Car tous les Parisiens savent que terminer à République signifie désormais s’enfermer dans une nasse géante. S’enfermer au sens propre puisque, comme par le passé, la préfecture donne la consigne d’empêcher toute sortie de la place, et ce pendant plus de 3 heures !
Non seulement il n’est plus possible de manifester. Non seulement plus personne sur la place ne peut sortir. Mais les forces de l’ordre se prêtent à un jeu totalement abject consistant à inonder la place de lacrymo. Pire : des groupes de 15 à 20 policiers font des incursions au centre même de la place, remplie de milliers de manifestants. Au moindre projectile, c’est la charge, avec comme but d’attraper (et de frapper) ceux qui ne seront pas assez rapides (rarement ceux ayant lancé des projectiles).
On est loin, très loin du maintien de l’ordre. S’il s’agissait de maintenir une situation sans débordement, il suffisait de laisser la place de la République ouverte et sans charge ni gaz. Non, l’objectif de la préfecture (et donc du pouvoir) était bien d’enfermer en plein soleil des milliers de personnes, de les nasser, de les compresser, de les gazer et de les charger. Dans quel but ? Probablement les terroriser et les dissuader de revenir manifester les actes suivants. Il s’agit bien d’une stratégie de la terreur.
Il y avait de nombreuses personnes âgées, de nombreux enfants. La plupart novices quant aux pratiques de manifestations, notamment de manif de GJ parisiennes. Plusieurs personnes ont perdu leurs nerfs, se sont mises à pleurer, à crier, à paniquer. Et forcément, certains se sont énervés aussi. Car c’est une sensation très bizarre de se sentir enfermé dans un espace rempli de milliers de personnes avec des mouvements de foule importants à chaque gazage et charge. De quoi vraiment paniquer et/ou devenir fou. Certains étaient prêts à se mettre en danger pour pouvoir sortir. D’autres, jusqu’ici pacifiques, rejoignaient les GJ les plus offensifs. Plus la journée passait, plus la panique se faisait sentir, plus la tension devenait palpable. Des centaines de citoyens voulaient absolument sortir, coûte que coûte. Plusieurs GJ ont alerté les forces de l’ordre que cela pouvait se terminer en drame. On sentait qu’à la moindre étincelle, une personne pouvait véritablement péter un plomb. Et ce n’était pas les GJ les plus offensifs qui étaient potentiellement ceux qui auraient pu totalement vriller sous le coup de la panique et d’une crise de nerfs.
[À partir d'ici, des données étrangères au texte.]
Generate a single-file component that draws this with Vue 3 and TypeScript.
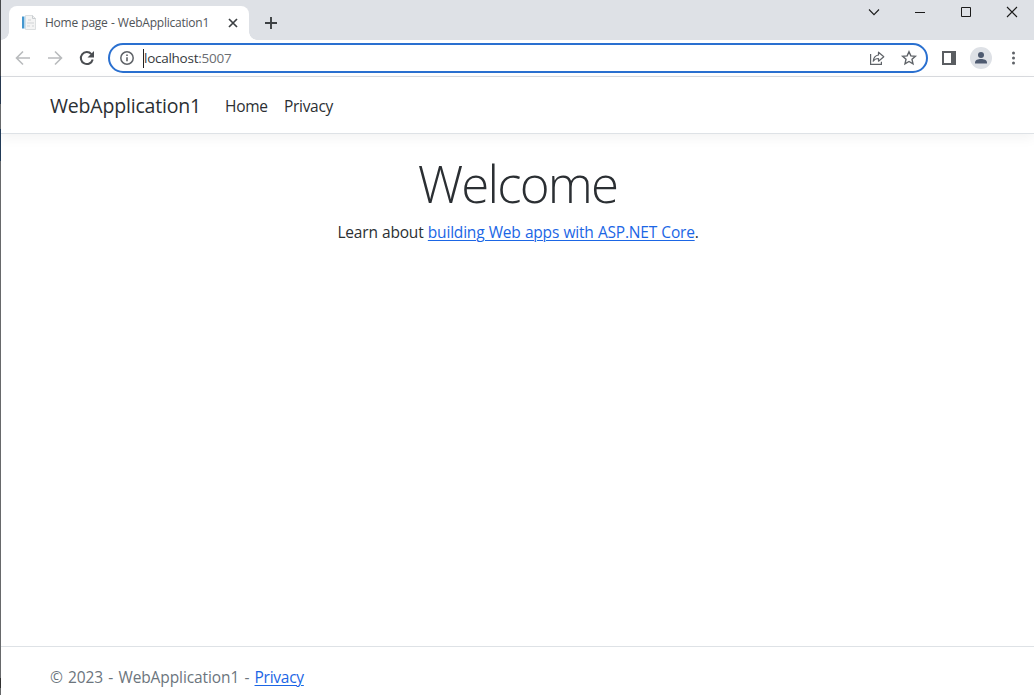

Mais à force d’être traités comme des animaux, comment s’étonner que certains commencent à agir comme des bêtes féroces ? À une époque, lorsqu’on voulait se débarrasser d’un chien, on l’énervait pour qu’à son tour il s’énerve et morde. On pouvait alors l’accuser d’avoir la rage, d’être dangereux… et le piquer.
La grande leçon de cette journée, c’est qu’il n’est plus possible de composer avec le pouvoir et son bras armé. Dans un pays démocratique, protester de façon concertée avec les autorités, cela a du sens. Dans un pays qui bafoue jour après jour les libertés fondamentales, cela revient à capituler.
Aujourd’hui, tenter d’accepter les règles de manifestation du pouvoir revient simplement à lui faciliter la tâche pour casser le mouvement et le meurtrir, y compris physiquement. D’autant que lui, ne se prive pas pour s’affranchir de ses propres « règles » : Les GJ qui avaient déclaré la manif (jusqu’à 22h) se sont fait insulter et gazer. Ce 20 avril a d’ailleurs fait monter d’un cran la violence aveugle et gratuite de la part des forces de l’ordre, avec des passages à tabac et des GAV totalement abusives, y compris de journalistes. Jamais, depuis 5 mois, les reporters qui suivent le mouvement n’avaient autant été la cible de la répression.
Face à cette situation, il apparait de plus en plus évident que la stratégie des manifestations déclarées ne peut aboutir à autre chose que faire mourir le mouvement : elles n’empêchent en rien les violences, les gaz et les arrestations abusives. Mais elle permet au pouvoir de contenir la colère. Agir en primitif, prévoir en stratège. Cette maxime du poète résistant René Char est plus que jamais d’actualité.
Car l’espoir reste là, la flamme brûle plus que jamais : samedi, au milieu des lacrymos et des charges successives, des centaines de GJ se sont mis à chanter « Nous on est là », tout en avançant face aux CRS. Charge de la police, matraquage, gazage. Et rebelote : les GJ revenaient, chantaient et avançaient. Si la démarche peut sembler vouée à l’échec, c’est la dynamique créée qui importe. Et cette dynamique résiste au gaz et aux matraques.